Pilgrem's Latest Tracks Cleverly Mesh Virtual & Real Instruments

By Justin Hampton
Published in the January 2005 issue of DJ Times Magazine
Volume 18 - Number 01


From the early days of hardcore to the New Skool scene, UK breaks pioneer Rennie Pilgrem has seen or helped shape nearly every mutation of the genre. Now, with the ongoing success of his TCR label and his monthly London club night Hum—which he helms with Meat Katie—Pilgrem has been pegged as the “go-to” guy for a variety of projects beyond the dance-music realm—one for a television advert, another for the soundtrack for the UK film, “The Football Factory,” which used a remixed version of his track, “A Place Called Acid.”

But it’s his second artist album, Pilgremage, that has most breakbeat devotees excited, and this time Pilgrem’s studio approach incorporates his growing respect for live instrumentation. The opening track “Attention” features live drums, supplied by Richard Thair of Red Snapper, and a live double bass. These live elements—alongside sax solos provided by Andrew Spence and guitar passages supplied by Chris Carter—were often sent to Pilgrem as audio files, which he would later run through his Mackie 38 mixing desk into a Mac running Logic Audio.

Generally, Pilgrem “works from the beats up” with his productions, unless he has a clever sample in mind, and will integrate his sound sources with the myriad of beats and samples he’s assembled in Logic Audio. Most of the tweaking he does from there, he says, will be to make the instruments sound more natural. “I find myself taking off stuff, because a lot of it can get in the way of the original,” he says. “Like a drumbeat. If you had a really strong, powerful beat and the more you start putting plug-ins in it, you’ll lose the raw, direct thump of it all.”

As for studio gear, Pilgrem again focused on a handful of programs and synths to give him what he wanted. Original demos were recorded mainly onto Logic Audio, and he later became enamored with the interfaces and sonic capabilities of Apple’s Soundtrack software, which he calls, “Apple’s version of Acid.” On top of that, he mainly used two keyboards for all the tracks: the Roland JP-8000, which supplied many of the sounds on the LP—”You can design sounds pretty much to order on [it],” he says—and the Korg M-1 as his master keyboard. “It’s better to have a five-octave [range for your master] and it’s a solid keyboard for that,” he says of the M-1. “I don’t believe in having a tiny little keyboard for that.”

Pilgrem also uses a pod effects box traditionally used for guitar and bass effects to distort the sounds before bringing them into Logic. “Because you’ve got the knobs physically on it, you can tweak it, and say, ‘That sounds really right.’ Then you go onto audio. Whereas if it was a plug-in, let’s say there’s eight different parameters, you’ve only got one mouse, so you’re having to tweak one bit at a time and, often, you can get lost.”

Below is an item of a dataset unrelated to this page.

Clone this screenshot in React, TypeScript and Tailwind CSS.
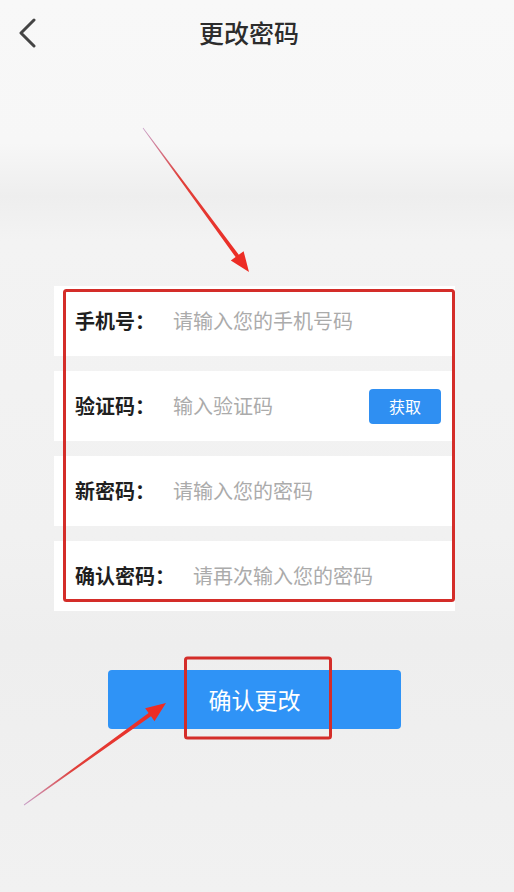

Oddly enough, considering Pilgrem’s current production procedures, the acid sound on the “Acid, Pt. 3” tracks from “The Football Factory” soundtrack was made on the JP-8000, not the 303. “Yes, I should have done it on the real thing,” says Pilgrem sheepishly. “In an extra week, I could have. [But] doing something for film, it’s like, ‘We need it tomorrow.’ I’d been on a [tour in] Australia, come back, and was given about four days to totally recreate a tune I did 10 years ago with only two or three of the original samples. That’s when I was using the Roland S750 sampler. None of the original stuff was there at all.”

All that gear talk might sound heavy to up-and-coming producers, but Pilgrem says that, after years of making his own tracks and remixing material from other artists, it’s the simple studio approach that works best for him and keeps him inspired. “Often if you can’t find the right sound,” he says, “then you can bend sounds through a million plug-ins as often as you like, but often the original thing can sound [just as] good. I’m into things sounding raw again. I’m anti things sounding overly produced.”